Dunque, la Corte, nella sentenza in epigrafe, conscia dell’importanza della tematica de qua, evidenzia, innanzitutto che il suddetto art. 6 non determina alcuna inversione dell’onere della prova: sarà l’accusa a dover dimostrare sia l’esistenza di un illecito penale in capo alla persona fisica della compagine sociale, sia che la condotta di tale individuo sia collegata teleologicamente all’interesse dell’Ente, sia la sussistenza di una colpa in organizzazione della persona giuridica.

Per verificare l’idoneità di un modello non ha alcun rilievo che un reato sia stato posto in essere: se così non fosse, infatti, la responsabilità dell’Ente mai verrebbe esclusa, poiché, vista la consumazione del delitto, il modello si rivelerebbe sempre inidoneo.

Il rischio reato viene ritenuto accettabile solo quando modello e le regole di comportamento ivi contenute non possano essere aggirate, se non “fraudolentemente”.

Pertanto il Giudice per valutare l’idoneità del modello dovrà collocarsi idealmente nel momento in cui il reato è stato commesso e dovrà verificare la prevedibilità e la evitabilità qualora fosse stato adottato il modello virtuoso di comportamento (c.d. “prognosi postuma”). Tale valutazione dovrà basarsi anche su elementi di fatto concreti raccolti in istruttoria.

La Corte, poi, si interroga su quale debba essere il parametro per valutare l’adeguatezza del modello organizzativo: non basta che il modello siano conformi alle linee guida elaborate dagli enti rappresentativi di categoria e ai comunicati del Ministero della Giustizia, ma nel caso sia conforme a quei codici di comportamento, il Giudice sarà tenuto a specificare le motivazioni per cui ritiene sussistente la colpa in organizzazione dell’Ente, individuando la specifica disciplina di settore  che ritenga violata.

In ogni caso la predisposizione di procedure complesse, con la necessaria partecipazione di differenti articolazioni dell’organizzazione dell’ente, ciascuna secondo specifiche competenze, può ritenersi un congruo presidio preventivo.

Inoltre, il Collegio afferma che le lacune o le debolezze di un modello possono condurre a ravvisare una responsabilità dell’ente soltanto se esse abbiano avuto un’efficienza causale nella commissione del reato presupposto da parte del soggetto apicale, nel senso che la sua condotta sia stata resa possibile, anche in modo concorrente, proprio dall’assenza o dall’insufficienza di un presidio nel modello.
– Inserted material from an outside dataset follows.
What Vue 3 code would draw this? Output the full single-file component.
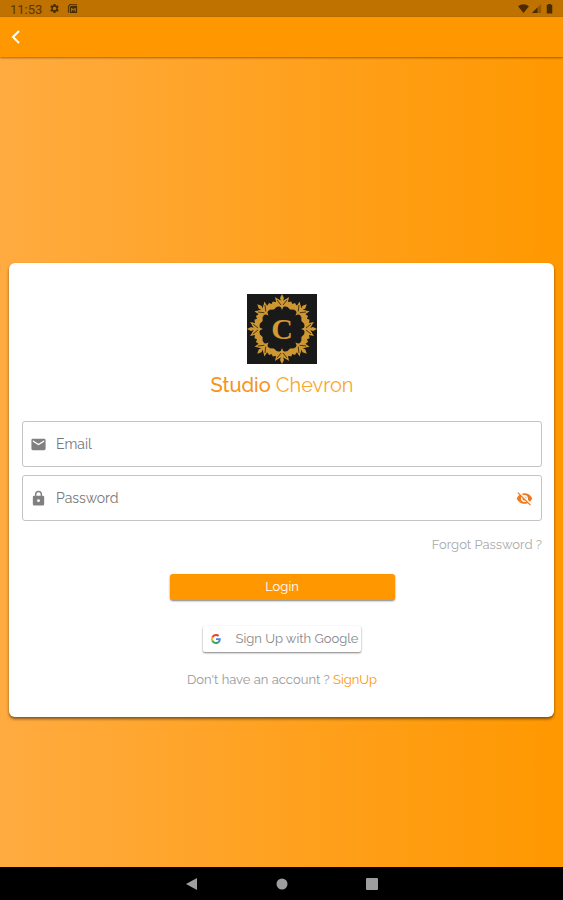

Invece, nel caso in cui si ravvisasse che, pur in presenza di quel presidio, il soggetto apicale avrebbe comunque potuto commettere il reato presupposto, il modello non potrà essere considerato inidoneo.

La Corte, poi, si sofferma sul concetto di “elusione fraudolenta” da parte dei soggetti apicali dei modelli organizzativi.

Per elusione si intende necessariamente una condotta munita di connotazione decettiva, che consenta di sottrarsi con malizia ad un obbligo o nell’aggiramento di un vincolo, mentre per “fraudolentemente” si indica non una semplice violazione delle regole, ma una condotta ingannatoria.

Dunque, l’esonero dell’ente dalla responsabilità si ha solo quando la condotta dell’organo apicale si concreta in una dissociazione dello stesso dalla politica aziendale, in tale ipotesi, quindi, il reato è frutto di una scelta personale della persona fisica, realizzato non a causa di un’efficienza organizzativa, ma piuttosto, nonostante un’organizzazione adeguata, attraverso una condotta decettiva.